Shirley Cards: Why they are important and how they are used.

Shirley Card for use with Vericolor negative film.

In the early 1950s almost all color negative film sold in the U.S. was made by Kodak and Kodak had the monopoly on processing. When you bought the film the cost of processing was bundled in with the price of the film. When you finished the roll you sent it off to Kodak to be processed and Kodak sent you your prints. As long as you knew what you were doing (and didn’t do something dumb like shoot daylight film under tungsten lights) you got great looking prints back from Kodak. The exception was the rare person who processed their negatives at home and made their own prints. They did not like being forced to pay for processing they didn’t use.

Enter the government who broke up Kodak’s monopoly so you paid for the film, period. You could get your negatives processed and prints made anywhere you chose. If you still wanted Kodak to do the processing, you paid for that separately. Local labs popped up everywhere. The problem was many local labs turned out prints with colors that were all over the place. Skin tones could be yellow, orange, red, pink, or almost any other weird color.

 

Fixing the Color Cast Problem

 
The reason is every batch of color printing paper has a slightly different color balance due to the chemical mix inside the paper. If the lab didn’t know how to compensate for each new batch of paper, and many didn’t, the customer got ugly skin tones. It was a serious problem.
 
Color enlargers have three color filters, Cyan, Yellow, and Magenta, and those filters have to be set differently for every new batch of printing paper. Many labs just couldn’t master getting the settings just right.
 

Shirley Cards, 1960, 1966, 1974

 
Enter the Shirley Card
 
Kodak had their own internal standards for creating quality prints. To help all the struggling labs Kodak made Shirley Cards available. They are named for Shirley Page, a model that worked for Kodak and was the subject on one of the first Shirley Cards, maybe even the very first. A Shirley Card had a photo of a white woman, color patches (RGBCYM) and a gray scale. The Shirley card also came with a negative of the woman on the card.
 
The local lab would put the negative in the enlarger and make a print.

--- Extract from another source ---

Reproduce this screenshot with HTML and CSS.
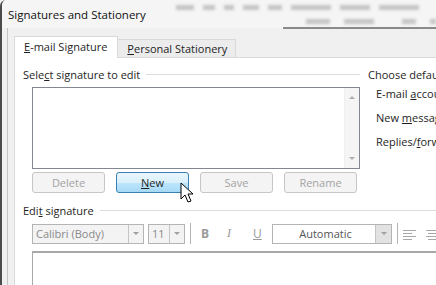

Unless they were just plain lucky, the initial test print was almost never an exact color match for the Shirley Card. The lab would experiment with the CYM filters until they got a print that matched exactly the Shirley card. Once they got the settings right they could use the same color filter settings for every roll of negative film that customers brought in the front door and the colors would be right (assuming the photographer did everything right with their camera when they took the pictures). The enlarger filter settings worked until they ran out of that batch of printing paper. When they started a new batch of printing paper they would put Shirley’s negative in the enlarger, play with the filters until they got them right and they were good to go again until they ran out of that batch of paper.
 

Shirley Card, 1975

 
 
The Problem with All White Women
 
There have been lots of Shirley Cards over the years. The original name stuck, no matter the name of the woman on the card. For decades all of the Shirley Cards featured white women.
 
Problems arose in the 70s and it began with furniture companies. While Kodak films worked really well with light skinned people and outdoor landscapes, they could not reproduce brown wood tones very well. A light brown dresser, a medium dark brown dresser, and a very dark brown dresser would all look the same on Kodak film. Customers ordering from furniture catalogs were unhappy that their furniture did not match the pictures in the catalogs. Kodak film did a great job at distinguishing between a range of light tones, but dark tones would all clump together and look alike.
 
 
 

Shirley Card with Gray Patch.

 
The chocolate industry was after Kodak too. Existing films did not show the difference between milk chocolate and dark chocolate.
 
As a side note, as public schools became more integrated, school picture photographers were having problems too. Photos of light skinned students came out looking good but photos of dark skinned students did not look nearly as good. But school picture photographers don’t have the clout of the chocolate and furniture industries.
 
In the early days of color negative film, no one set out to make dark skinned people look bad. The scientists who created color negative films used the models available to them to get the chemical balance right for the films they designed. The models happened to be white.
 
Thanks to complaints in the 1970s from well to do furniture and chocolate companies that spent a lot of money on advertising, Kodak went to work. The scientists wanted to create films that showed much better gradations of tones in chocolate and wooden furniture. It worked. Dark tones showed a much better gradation of tonalities. Not only that, school pictures of dark skinned students looked better.
 

Adobe Shirley Card

 
It was bound to happen sooner or later. Someone wondered, “Why are all the women on Shirley Cards white?” Shirley Cards began to change. Kodak created their first multiracial Shirley Card in the mid 1990s. With the advent of the digital age, digital test prints started coming out. In other countries they created their own standards of reference.
 
Kodak’s multiracial Shirley card.

Who is the original Shirley Page?

The Real Shirley Page? 1960.

I have been trying to track down Shirley Page, the Kodak model who became one of the first Kodak Shirley Cards (maybe even the very first) and for whom all subsequent Shirley Cards are named. The earliest Shirley Card I can find is dated 1960. This is an example. Is she the original Shirley Page? I don’t know. This photo is on several sites that talk about her, but none of the sites definitively identify this photo as the original Shirley Page.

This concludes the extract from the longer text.